As a boy, Tovar Cerulli spent his summers fishing for trout and hunting bullfrogs. While still in high school, he began to experiment with vegetarianism. By the age of twenty he was a vegan. A decade later, in the face of declining health, he returned to omnivory and within a few years found himself heading into the woods, rifle in hand.
Through his personal quest, Cerulli bridges these disparate worldviews and questions moral certainties. Are fishing and hunting barbaric, murderous anachronisms? Or can they be respectful ways for humans to connect with nature (and their food)? How harmless is vegetarianism? Can hunters and vegetarians be motivated by similar values and instincts?

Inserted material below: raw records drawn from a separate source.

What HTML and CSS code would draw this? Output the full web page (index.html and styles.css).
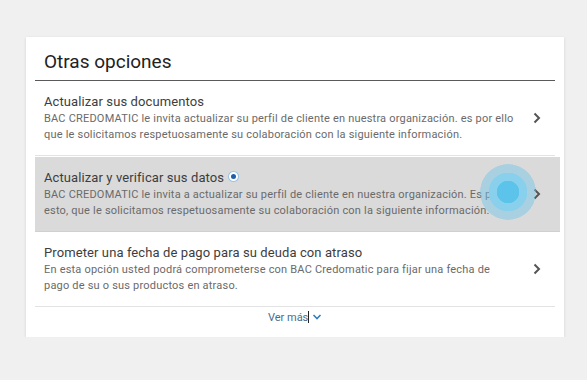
FILE: index.html
```html
<!DOCTYPE html>
<html lang="es">
<head>
    <meta charset="UTF-8">
    <meta name="viewport" content="width=device-width, initial-scale=1.0">
    <title>Otras opciones</title>
    <link rel="stylesheet" href="styles.css">
</head>
<body>
    <div class="wrapper">
        <div class="options-card">
            <h2 class="options-title">Otras opciones</h2>

            <div class="option">
                <div class="details">
                    <div class="name">Actualizar sus documentos</div>
                    <div class="description">BAC CREDOMATIC le invita actualizar su perfil de cliente en nuestra organización. es por ello que le solicitamos respetuosamente su colaboración con la siguiente información.</div>
                </div>
                <svg class="arrow" width="8" height="12" viewBox="0 0 8 12"><polyline points="1.5,1.5 6,6 1.5,10.5" fill="none" stroke="#555" stroke-width="2"/></svg>
            </div>

            <div class="option active">
                <div class="details">
                    <div class="name">Actualizar y verificar sus datos <span class="radio"></span></div>
                    <div class="description">BAC CREDOMATIC le invita a actualizar su perfil de cliente en nuestra organización. Es por esto, que le solicitamos respetuosamente su colaboración con la siguiente información.</div>
                </div>
                <svg class="arrow" width="8" height="12" viewBox="0 0 8 12"><polyline points="1.5,1.5 6,6 1.5,10.5" fill="none" stroke="#555" stroke-width="2"/></svg>
                <div class="ripple"></div>
            </div>

            <div class="option">
                <div class="details">
                    <div class="name">Prometer una fecha de pago para su deuda con atraso</div>
                    <div class="description">En esta opción usted podrá comprometerse con BAC Credomatic para fijar una fecha de pago de su o sus productos en atraso.</div>
                </div>
                <svg class="arrow" width="8" height="12" viewBox="0 0 8 12"><polyline points="1.5,1.5 6,6 1.5,10.5" fill="none" stroke="#555" stroke-width="2"/></svg>
            </div>

            <div class="see-more">
                <a href="#">Ver más</a><span class="caret"></span>
                <svg width="10" height="8" viewBox="0 0 10 8"><polyline points="1.5,2 5,5.5 8.5,2" fill="none" stroke="#2f7fc1" stroke-width="1.6"/></svg>
            </div>
        </div>
    </div>
</body>
</html>
```

FILE: styles.css
```css
body {
    margin: 0;
    padding: 0;
    background-color: #f0f0f0;
}
.wrapper {
    font-family: Roboto, "Liberation Sans", sans-serif;
    padding: 37px 0 0 26px;
}
.options-card {
    width: 538px;
    height: 300px;
    box-sizing: border-box;
    background-color: #fff;
    box-shadow: 0 1px 3px rgba(0,0,0,0.12);
    padding: 0 9px;
}
.options-title {
    margin: 0;
    padding: 14px 9px 7px;
    font-size: 19px;
    line-height: 22px;
    font-weight: 400;
    color: #222;
    border-bottom: 1px solid #5a5a5a;
}
.option {
    position: relative;
    display: flex;
    align-items: center;
    padding: 12px 14px 12px 9px;
    border-bottom: 1px solid #e3e3e3;
}
.option .details {
    flex-grow: 1;
    padding-right: 19.5px;
}
.option .name {
    font-size: 13px;
    line-height: 17px;
    color: #3d3d3d;
    margin-bottom: 1px;
    letter-spacing: 0.1px;
}
.option .description {
    font-size: 11px;
    line-height: 16px;
    color: #6a6a6a;
    letter-spacing: 0.2px;
}
.option.active {
    background-color: #dadada;
    margin-top: 1px;
    margin-right: -5px;
    padding-right: 19px;
    border-bottom: 1px solid #d0d0d0;
}
.option .arrow {
    flex-shrink: 0;
}
.radio {
    display: inline-block;
    width: 5px;
    height: 5px;
    border-radius: 50%;
    background-color: #1f5fa8;
    border: 2px solid #fff;
    box-shadow: 0 0 0 1px #9cc3e6;
    vertical-align: 1px;
    margin-left: 2px;
}
.ripple {
    position: absolute;
    left: 445px;
    top: 7px;
    width: 56px;
    height: 56px;
    border-radius: 50%;
    background: radial-gradient(circle, #5cc3ea 0 11px, #88d0ec 11.5px 19px, rgba(110,196,232,0.45) 19.5px 28px, transparent 28px);
}
.see-more {
    text-align: center;
    padding-top: 3px;
    font-size: 11px;
    line-height: 16px;
}
.see-more a {
    color: #4a6d8c;
    text-decoration: none;
}
.see-more .caret {
    display: inline-block;
    width: 1px;
    height: 12px;
    background-color: #222;
    vertical-align: -2px;
}
.see-more svg {
    vertical-align: 0;
}
```
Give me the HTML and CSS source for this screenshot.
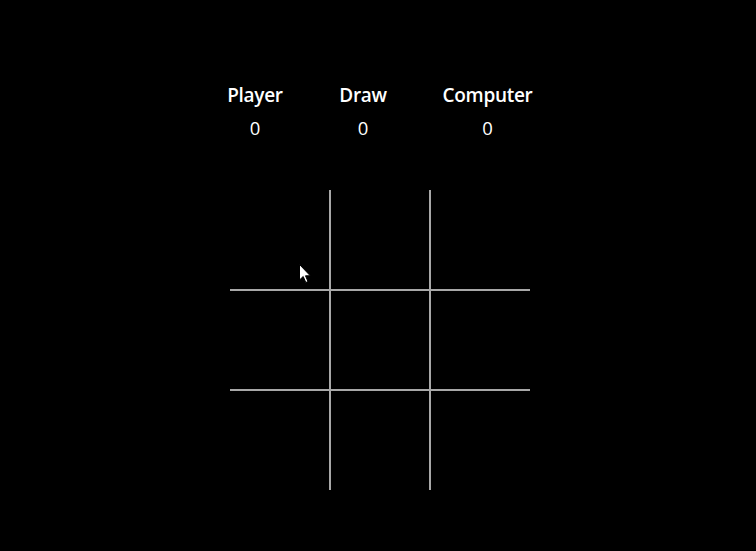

In this time of intensifying concern over ecological degradation and animal welfare, how do we make peace with the fact that, even by growing organic vegetables, life is sustained by death? Drawing on personal experience, philosophy, history, and religion, Cerulli shows how America's overly sanitized habits of consumption have disconnected us from our food, resulting in many of the spiritual and environmental crises we now face.